On a different note, post weeks of hastily bunching up gangly tresses into an unbecoming knot, I decided to have a haircut. So, Jen and me went to this new place called Papilon. Not a good idea. The ’senior hairstylists’ are these  chaps from Delhi with bizaare haircuts and bad colour jobs. The place is brighly lit (with an overkill of Christmas decorations) and looks all done up. A case of neat book cover but terrible book.

I suppose that’s the difference between a ’salon’ and a ’saloon’. Sigh!

 

Share

Friday December 15, 2006


2006
12.15

Pop has finally been moved from the ICU to a private room and is recovering slowing but steadily.

The big challenge now, is to master the art of the pouch.

Thankfully, human beings, especially Indians are such malleable things, we adapt to any life-altering phenomenon, with exceptions of course.

 

 

Share

Sunday December 10, 2006


2006
12.10

Had two encounters with gurkhas today. The first chap stopped me at the hospital entrance and asked to check my bag — for food, not weapons. Apparently you can’t take food inside the hospital, which I think is a stupid rule.

If you have to be there for months (or even weeks), you can get weary of the cafeteria menu. It’s not that the food is bad or even expensive. You get a healthy, balanced meal for Rs 25, a figure I don’t ever come across in Mumbai. How long can you stomach outside food? I remember telling people during my college hostel days: I can eat even home cooked mud.

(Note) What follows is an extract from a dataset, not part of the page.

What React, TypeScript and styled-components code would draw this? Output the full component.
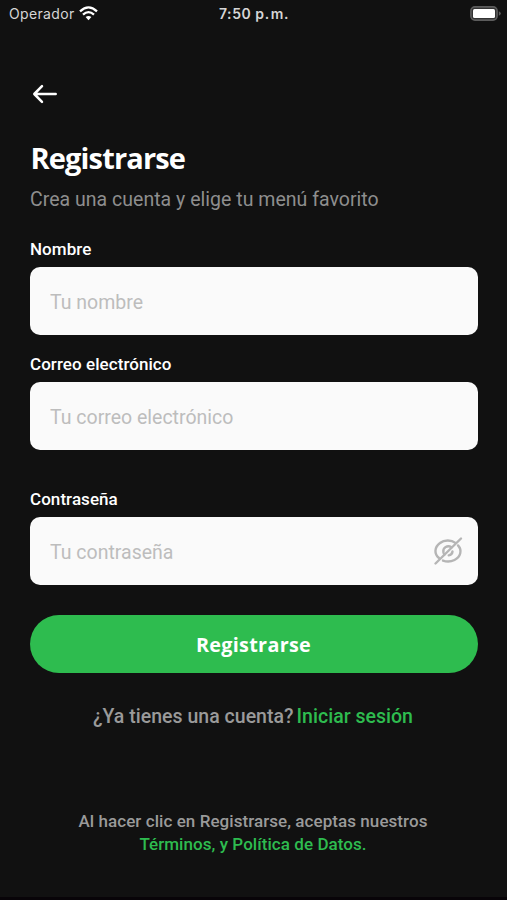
import React from "react";
import styled, { createGlobalStyle } from "styled-components";

const GlobalStyle = createGlobalStyle`
  * { box-sizing: border-box; }
  body { margin: 0; background: #111111; }
`;

const Screen = styled.main`
  width: 507px;
  height: 900px;
  overflow: hidden;
  background: #111111;
  border-bottom: 3px solid #080408;
  color: #ffffff;
  font-family: Roboto, sans-serif;
  display: flex;
  flex-direction: column;
`;

const StatusBar = styled.header`
  height: 28px;
  padding: 0 6px 0 9px;
  display: grid;
  grid-template-columns: 1fr auto 1fr;
  align-items: center;
  font-family: Inter, sans-serif;
  color: #d6d6d6;
`;

const Carrier = styled.div`
  display: flex;
  align-items: center;
  gap: 4px;
  font-size: 14px;
  line-height: 28px;
  letter-spacing: 0.35px;

  svg { margin-top: -2px; }
`;

const Clock = styled.time`
  font-size: 14px;
  font-weight: 600;
  letter-spacing: 0.55px;
  line-height: 28px;
  white-space: nowrap;
  margin-right: 2px;
`;

const Period = styled.span`
  word-spacing: -2.6px;
`;

const BatterySlot = styled.div`
  display: flex;
  justify-content: flex-end;
  padding-bottom: 2px;
`;

const Content = styled.div`
  padding: 0 29px 0 30px;
  display: flex;
  flex-direction: column;
`;

const BackButton = styled.button`
  width: 30px;
  height: 24px;
  margin-top: 54px;
  padding: 0;
  border: 0;
  background: none;
  display: flex;
  align-items: center;
`;

const Title = styled.h1`
  margin: 31px 0 0;
  padding-left: 0.5px;
  height: 42px;
  font: 700 29px/42px "Open Sans", sans-serif;
  letter-spacing: -0.85px;
`;

const Subtitle = styled.p`
  margin: 9px 0 0;
  font-size: 19.5px;
  line-height: 24px;
  letter-spacing: 0.02px;
  color: #8e8e8e;
`;

const Field = styled.label<{ $top: number }>`
  margin-top: ${(p) => p.$top}px;
  display: flex;
  flex-direction: column;
`;

const FieldName = styled.span`
  font-size: 17px;
  font-weight: 500;
  line-height: 20px;
  letter-spacing: 0.06px;
  margin-bottom: 8px;
`;

const InputBox = styled.span`
  height: 68px;
  padding: 0 15px 0 20px;
  border-radius: 10px;
  background: #fafafa;
  display: flex;
  align-items: center;
`;

const Input = styled.input`
  flex: 1;
  min-width: 0;
  height: 32px;
  padding: 2px 0 0;
  border: 0;
  outline: 0;
  background: none;
  font: 400 19.5px/30px Roboto, sans-serif;
  color: #222222;
  &::placeholder { color: #bdbdbd; opacity: 1; }
`;

const SubmitButton = styled.button`
  height: 58px;
  margin-top: 30px;
  padding: 1px 1px 0 0;
  border: 0;
  border-radius: 30px;
  background: #2ebc4f;
  color: #ffffff;
  font: 700 19.8px/57px "Open Sans", sans-serif;
  letter-spacing: 0.3px;
`;

const LoginLine = styled.p`
  margin: 32px 2px 0 0;
  display: flex;
  justify-content: center;
  gap: 3px;
  font-size: 19.5px;
  font-weight: 500;
  line-height: 24px;
  letter-spacing: 0.02px;
  color: #9a9a9a;
`;

const Accent = styled.a`
  color: #2ebc4f;
`;

const Legal = styled.p`
  margin: 81px 2px 0 0;
  text-align: center;
  font-size: 17px;
  font-weight: 500;
  line-height: 22.5px;
  letter-spacing: 0.06px;
  color: #9a9a9a;
`;

function WifiIcon() {
  return (
    <svg width="19" height="15" viewBox="0 0 19 15" fill="none" stroke="#ffffff" strokeWidth="2.3">
      <path d="M1 5.3Q9.5-2.5 18 5.3" />
      <path d="M4 8.6Q9.5 3.6 15 8.6" />
      <path d="M9.5 14.2 6.6 11.1Q9.5 8.7 12.4 11.1Z" fill="#ffffff" stroke="none" />
    </svg>
  );
}

function BatteryIcon() {
  return (
    <svg width="31" height="15" viewBox="0 0 31 15">
      <rect x="0.9" y="0.9" width="26.2" height="13.2" rx="4" fill="#333333" stroke="#5c5c5c" strokeWidth="1.6" />
      <rect x="3" y="3" width="22" height="9" rx="1.5" fill="#ffffff" />
      <path d="M28.8 5.2q2 .8 2 2.3t-2 2.3z" fill="#5c5c5c" />
    </svg>
  );
}

function BackIcon() {
  return (
    <svg width="30" height="24" viewBox="0 0 30 24" fill="none" stroke="#ffffff" strokeWidth="2.5" strokeLinecap="round" strokeLinejoin="round">
      <path d="M25.7 12H4.5M12 4.2 4.3 12l7.7 7.8" />
    </svg>
  );
}

function HiddenEyeIcon() {
  return (
    <svg width="30" height="30" viewBox="0 0 30 30" fill="none" stroke="#b5b5b5" strokeWidth="2.4" strokeLinecap="round">
      <path d="M28 2.5 2.5 27.5" />
      <path d="M22.4 6.9C18.5 3.9 11.5 3.4 7 7 1 11.5 1.2 18 6 22" />
      <path d="M25 9.4C29.6 14.5 27.4 21 21.5 24 18 25.7 13.4 25.8 10 24.6" />
      <path d="M18.5 11.3C14.5 8.7 9.6 11.6 10.4 16.2q.3 1.4 1.1 2.3" />
      <path d="M19.5 15.5q-.4 3.3-3.8 3.9" />
    </svg>
  );
}

export default function App() {
  return (
    <>
      <GlobalStyle />
      <Screen>
        <StatusBar>
          <Carrier>Operador<WifiIcon /></Carrier>
          <Clock>7:50 <Period>p. m.</Period></Clock>
          <BatterySlot><BatteryIcon /></BatterySlot>
        </StatusBar>
        <Content>
          <BackButton aria-label="Volver"><BackIcon /></BackButton>
          <Title>Registrarse</Title>
          <Subtitle>Crea una cuenta y elige tu menú favorito</Subtitle>
          <Field $top={27}>
            <FieldName>Nombre</FieldName>
            <InputBox><Input placeholder="Tu nombre" /></InputBox>
          </Field>
          <Field $top={19}>
            <FieldName>Correo electrónico</FieldName>
            <InputBox><Input type="email" placeholder="Tu correo electrónico" /></InputBox>
          </Field>
          <Field $top={39}>
            <FieldName>Contraseña</FieldName>
            <InputBox>
              <Input type="password" placeholder="Tu contraseña" />
              <HiddenEyeIcon />
            </InputBox>
          </Field>
          <SubmitButton>Registrarse</SubmitButton>
          <LoginLine>
            <span>¿Ya tienes una cuenta?</span>
            <Accent>Iniciar sesión</Accent>
          </LoginLine>
          <Legal>
            Al hacer clic en Registrarse, aceptas nuestros
            <br />
            <Accent>Términos, y Política de Datos.</Accent>
          </Legal>
        </Content>
      </Screen>
    </>
  );
}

Coming back to the gurkha, I got all defensive and asked him why he was checking my bag, when no one else bothered to all these days, which of course was a stupid thing to say. He replied: That could be because I was not there all these days. 

I dramatically stomped towards the rack where miscreants like me, who get caught sneaking in food items, have to deposit their ‘illegal’ food packages. I took out a loaf of bread and a box of chicken curry and said in a genuinely frustrated voice: This is home cooked food for my mother who has been living here forever. She is sick of eating the horrible cafetaria food.

The poor chap who was just doing his job felt guilty. He said: Okay, take it in. Please take it in. I gave him I best smile ever and thanked him profusely.

When I returned home, the colony gurkha asked me how my dad was? Apparently he went to Hospice, a government hospital in town, to pay my dad a visit. Of course, dad was there because he was admitted elsewhere. He asked for the name of the place and said he would be visiting him. 

Gurkhas can be kind.

Share

Saturday December 9, 2006


2006
12.09

Sherry’s dad has a cast on his leg, that should hopefully come off in about a week and a half. My dad is about to have surgery.

I truly hope that by Christmas both of them will be up and about. It would be wonderful to have a party, with all the cousins and dozens in attendance. Most of them are coming down from across the globe.

I feel like one of the March sisters, awaiting a good Christmas.